Литературный сайт Аркадия Хасина

Дневник одного рейса

На пассажирском судне «Украина» плавание было «домашним»: Крымско-Кавказская линия. Изредка ходили мы с туристами -Варна, Бургас, Констанца. Бывало, выходили за Босфор. Возили студентов, учившихся в Москве, домой на каникулы: в Пирей, Мерсин, Фамагусту, Латакию, Александрию.

Рейсы со студентами были веселыми. До поздней ночи звенели на корме гитары, лихо отплясывали с нашими поварихами и официантками черноволосые парни, потом пели, раскачиваясь в такт мелодии, свои - арабские, греческие, турецкие песни. А затем хором наши, русские. И самую знаменитую из них - «Подмосковные вечера».

Но однажды получили мы не совсем обычное для пассажирского судна, работающего на коротких линиях, задание: идти в Южную Атлантику - сменить в районе промысла рыболовных флотилий экипажи траулеров Севастопольского и Таллиннского управлений океанического лова.

- Кончилось «домашнее» плавание, - вздохнул капитан, прикидывая, сколько понадобится нам топлива, воды и продуктов для такого рейса.

А я, узнав о необычном задании, решил вести дневник, но на ежедневные записи времени не хватало, и я писал его от случая к случаю, разбив на отдельные главки. Их я и предлагаю вниманию читателя.

 

Голубой зной

В океане шел снег. Он падал крупными хлопьями, и так хотелось поймать хоть одну снежинку, задержать на ладони... Но снег шел на экране. На обыкновенной простыне, растянутой между палубными пиллерсами - высокими колоннами, к которым крепятся радиоантенны.

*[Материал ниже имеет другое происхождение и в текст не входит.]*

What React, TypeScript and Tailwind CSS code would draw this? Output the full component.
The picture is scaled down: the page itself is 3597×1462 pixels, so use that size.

Зрители сидели кто на чем: на принесенных из кают стульях, в шезлонгах, на деревянных бочонках, которые мы везли на промысел для засолки рыбы.

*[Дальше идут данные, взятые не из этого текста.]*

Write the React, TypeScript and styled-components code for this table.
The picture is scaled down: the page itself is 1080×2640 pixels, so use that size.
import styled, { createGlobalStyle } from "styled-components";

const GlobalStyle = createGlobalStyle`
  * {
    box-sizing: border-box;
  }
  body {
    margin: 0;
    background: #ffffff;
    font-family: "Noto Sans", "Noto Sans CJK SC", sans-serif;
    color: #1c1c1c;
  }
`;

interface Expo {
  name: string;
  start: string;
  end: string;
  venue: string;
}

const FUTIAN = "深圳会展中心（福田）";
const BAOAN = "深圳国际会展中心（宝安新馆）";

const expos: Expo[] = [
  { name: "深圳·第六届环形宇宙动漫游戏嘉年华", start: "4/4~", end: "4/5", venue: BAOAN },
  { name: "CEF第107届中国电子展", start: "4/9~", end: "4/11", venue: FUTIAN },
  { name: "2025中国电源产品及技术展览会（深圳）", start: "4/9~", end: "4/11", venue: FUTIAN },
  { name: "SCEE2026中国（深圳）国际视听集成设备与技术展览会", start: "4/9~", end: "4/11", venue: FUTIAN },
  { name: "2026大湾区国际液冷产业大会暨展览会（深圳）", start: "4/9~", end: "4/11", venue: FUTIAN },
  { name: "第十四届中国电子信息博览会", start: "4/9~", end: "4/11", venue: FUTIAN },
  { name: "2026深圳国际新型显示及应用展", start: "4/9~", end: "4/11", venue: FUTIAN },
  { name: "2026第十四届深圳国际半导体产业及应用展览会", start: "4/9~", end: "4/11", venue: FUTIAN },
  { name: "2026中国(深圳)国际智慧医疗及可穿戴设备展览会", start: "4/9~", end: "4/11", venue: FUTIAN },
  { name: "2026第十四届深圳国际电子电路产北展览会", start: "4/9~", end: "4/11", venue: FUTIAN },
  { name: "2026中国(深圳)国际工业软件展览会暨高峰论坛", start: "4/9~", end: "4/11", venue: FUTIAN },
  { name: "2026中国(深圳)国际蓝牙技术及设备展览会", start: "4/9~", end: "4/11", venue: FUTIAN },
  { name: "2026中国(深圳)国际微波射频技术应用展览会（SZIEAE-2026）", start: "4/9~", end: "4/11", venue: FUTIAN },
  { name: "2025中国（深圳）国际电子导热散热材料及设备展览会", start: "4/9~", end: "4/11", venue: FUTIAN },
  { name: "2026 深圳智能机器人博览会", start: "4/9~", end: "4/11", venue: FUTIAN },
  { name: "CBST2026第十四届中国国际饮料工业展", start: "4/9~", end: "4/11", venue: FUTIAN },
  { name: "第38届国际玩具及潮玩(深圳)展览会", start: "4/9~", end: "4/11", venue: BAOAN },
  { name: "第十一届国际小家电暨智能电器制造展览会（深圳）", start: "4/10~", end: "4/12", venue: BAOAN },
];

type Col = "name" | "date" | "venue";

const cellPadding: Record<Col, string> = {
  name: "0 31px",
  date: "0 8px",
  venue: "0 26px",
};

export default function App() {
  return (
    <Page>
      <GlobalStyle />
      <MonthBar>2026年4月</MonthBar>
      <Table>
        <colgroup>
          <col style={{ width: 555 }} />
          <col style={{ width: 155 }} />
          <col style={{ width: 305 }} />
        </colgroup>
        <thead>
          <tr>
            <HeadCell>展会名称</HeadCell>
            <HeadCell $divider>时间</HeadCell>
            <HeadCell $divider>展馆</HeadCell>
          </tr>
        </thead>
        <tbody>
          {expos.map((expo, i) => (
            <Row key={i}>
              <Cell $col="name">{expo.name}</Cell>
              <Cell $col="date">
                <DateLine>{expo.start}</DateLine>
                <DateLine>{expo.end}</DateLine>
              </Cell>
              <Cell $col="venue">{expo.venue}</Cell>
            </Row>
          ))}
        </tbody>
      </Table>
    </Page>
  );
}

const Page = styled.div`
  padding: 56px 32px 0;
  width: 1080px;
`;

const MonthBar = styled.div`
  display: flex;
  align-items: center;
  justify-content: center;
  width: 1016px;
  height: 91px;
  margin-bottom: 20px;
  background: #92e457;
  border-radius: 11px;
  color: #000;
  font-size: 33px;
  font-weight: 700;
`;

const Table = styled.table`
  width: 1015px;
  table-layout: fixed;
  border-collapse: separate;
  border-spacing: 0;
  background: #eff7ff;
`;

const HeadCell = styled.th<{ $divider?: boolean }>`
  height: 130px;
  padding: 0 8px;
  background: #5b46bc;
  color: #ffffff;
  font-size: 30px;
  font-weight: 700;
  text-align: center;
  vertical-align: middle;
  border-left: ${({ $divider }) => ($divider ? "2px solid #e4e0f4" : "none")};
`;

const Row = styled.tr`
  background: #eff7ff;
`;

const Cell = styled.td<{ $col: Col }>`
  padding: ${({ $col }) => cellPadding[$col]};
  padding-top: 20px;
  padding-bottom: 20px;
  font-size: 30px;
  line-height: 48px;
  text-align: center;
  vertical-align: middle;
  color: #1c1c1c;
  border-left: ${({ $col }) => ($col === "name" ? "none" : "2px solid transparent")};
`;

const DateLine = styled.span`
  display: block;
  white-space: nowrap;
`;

А рядом была густая синева тропиков.

Я не вдумывался в содержание фильма, а видел только снег. Жадно смотрели на него и мои товарищи, и я знал, что завтра во время работы в машинном отделении, на палубе, в коридорах судна и на мостике, когда «Украина» будет дырявить мачтами совсем близкое солнце, только и разговоров будет о снеге. И не потому, что мы находились в тропиках, и все страдали от невыносимой жары, а потому что снег напоминал Родину.

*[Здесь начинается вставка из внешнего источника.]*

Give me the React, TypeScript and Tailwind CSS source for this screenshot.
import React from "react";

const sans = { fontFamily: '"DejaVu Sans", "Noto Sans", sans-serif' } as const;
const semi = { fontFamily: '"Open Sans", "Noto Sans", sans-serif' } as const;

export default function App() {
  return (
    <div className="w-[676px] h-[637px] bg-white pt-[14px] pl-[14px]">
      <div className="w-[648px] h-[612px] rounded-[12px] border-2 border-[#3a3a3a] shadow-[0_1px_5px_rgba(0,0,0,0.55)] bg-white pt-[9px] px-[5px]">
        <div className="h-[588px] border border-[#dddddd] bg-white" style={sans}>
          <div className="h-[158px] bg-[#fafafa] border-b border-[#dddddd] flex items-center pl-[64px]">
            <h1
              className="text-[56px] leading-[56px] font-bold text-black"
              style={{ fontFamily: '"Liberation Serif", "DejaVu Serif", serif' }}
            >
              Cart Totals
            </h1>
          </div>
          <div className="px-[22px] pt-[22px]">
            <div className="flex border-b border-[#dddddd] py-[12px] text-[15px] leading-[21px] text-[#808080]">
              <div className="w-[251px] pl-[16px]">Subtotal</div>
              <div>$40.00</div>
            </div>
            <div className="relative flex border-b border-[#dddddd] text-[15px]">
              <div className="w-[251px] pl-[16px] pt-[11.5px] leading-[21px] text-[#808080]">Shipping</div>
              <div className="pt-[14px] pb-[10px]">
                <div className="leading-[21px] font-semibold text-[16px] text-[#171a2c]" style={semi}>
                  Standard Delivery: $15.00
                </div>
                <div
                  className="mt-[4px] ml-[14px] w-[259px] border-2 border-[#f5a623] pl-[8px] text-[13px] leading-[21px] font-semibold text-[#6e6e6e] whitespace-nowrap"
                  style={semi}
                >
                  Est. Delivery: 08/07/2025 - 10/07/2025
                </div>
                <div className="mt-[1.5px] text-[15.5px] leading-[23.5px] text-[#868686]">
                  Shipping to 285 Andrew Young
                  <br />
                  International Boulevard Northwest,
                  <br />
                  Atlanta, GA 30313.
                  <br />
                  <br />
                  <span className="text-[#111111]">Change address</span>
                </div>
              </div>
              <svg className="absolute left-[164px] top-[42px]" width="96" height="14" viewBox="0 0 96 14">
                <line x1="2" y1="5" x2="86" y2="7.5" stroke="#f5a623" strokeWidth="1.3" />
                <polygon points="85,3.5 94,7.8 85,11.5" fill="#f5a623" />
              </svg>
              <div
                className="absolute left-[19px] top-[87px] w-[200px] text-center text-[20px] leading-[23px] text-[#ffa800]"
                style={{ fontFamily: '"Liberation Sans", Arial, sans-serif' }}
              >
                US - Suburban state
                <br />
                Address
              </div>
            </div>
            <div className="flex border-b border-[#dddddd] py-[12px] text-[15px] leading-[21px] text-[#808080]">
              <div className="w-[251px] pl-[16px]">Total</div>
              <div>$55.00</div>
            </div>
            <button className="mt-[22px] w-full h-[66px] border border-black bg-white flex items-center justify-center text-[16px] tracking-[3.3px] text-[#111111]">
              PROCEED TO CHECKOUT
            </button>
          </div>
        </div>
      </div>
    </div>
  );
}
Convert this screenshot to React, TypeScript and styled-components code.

Казалось, не только люди, но и само судно тяжело вздыхает и томится от воспоминаний. А «Украине» было что вспомнить. Пароходы - как люди, каждый имеет свою судьбу.

Я хорошо помню январский морозный день сорок пятого года. Тогда тоже шел снег, густо падая на твердую угрюмую землю, на торчавшие из воды одесской бухты обугленные мачты затонувших судов. Снег падал в воронки от бомб и почему-то быстро в них таял, словно воронки хранили злое тепло войны.

В тот день в одесском порту, у полуразрушенного Платоновского мола появился большой красивый теплоход. Наклоненные назад мачты и труба придавали стремительность его изящному корпусу, похожему на вытянутую каплю. Теплоход привез из Констанцы раненых. Еще шла война, наши войска освобождали от фашистских захватчиков соседние с Советским Союзом страны, и теплоходы доставляли в Одессу раненных в Румынии, Болгарии, Югославии наших солдат и офицеров.

Старые грузчики, пережившие оккупацию и соскучившиеся по работе, толпились у трапа теплохода и, хватая за полы шинелей санитаров, выносивших на носилках раненых, просили: «Ребя, дозвольте подсобить!». Но санитары «не дозволяли».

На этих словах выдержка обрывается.